Re: [PATCH v1 3/4] mm: split folio_pte_batch() into folio_pte_batch() and folio_pte_batch_ext()

From: Lance Yang
Date: Fri Jun 27 2025 - 11:45:38 EST




On 2025/6/27 23:09, David Hildenbrand wrote:
On 27.06.25 16:19, Lance Yang wrote:
On Fri, Jun 27, 2025 at 7:55 PM David Hildenbrand <david@xxxxxxxxxx> wrote:

Many users (including upcoming ones) don't really need the flags etc,
and can live with a function call.

So let's provide a basic, non-inlined folio_pte_batch().

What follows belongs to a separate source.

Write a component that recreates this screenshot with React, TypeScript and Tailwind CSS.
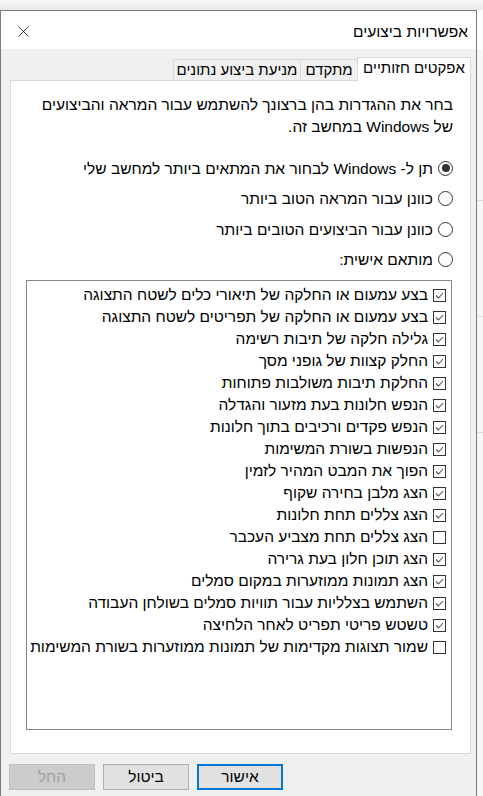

In zap_present_ptes(), where we care about performance, the compiler
already seem to generate a call to a common inlined folio_pte_batch()
variant, shared with fork() code. So calling the new non-inlined variant
should not make a difference.

It's always an interesting dance with the compiler when it comes to inlining,
isn't it? We want the speed of 'inline' for critical paths, but also a compact
binary for the common case ...

This split is a nice solution to the classic 'inline' vs. code size dilemma ;p

Yeah, in particular when we primarily care about optimizing out all the unnecessary checks inside the function, not necessarily also inlining the function call itself.

If we ever realize we absolute must inline it into a caller, we could turn folio_pte_batch_ext() into an "__always_inline", but for now it does not seem like this is really required from my experiments.

Right, that makes sense. No need to force "__always_inline" prematurely.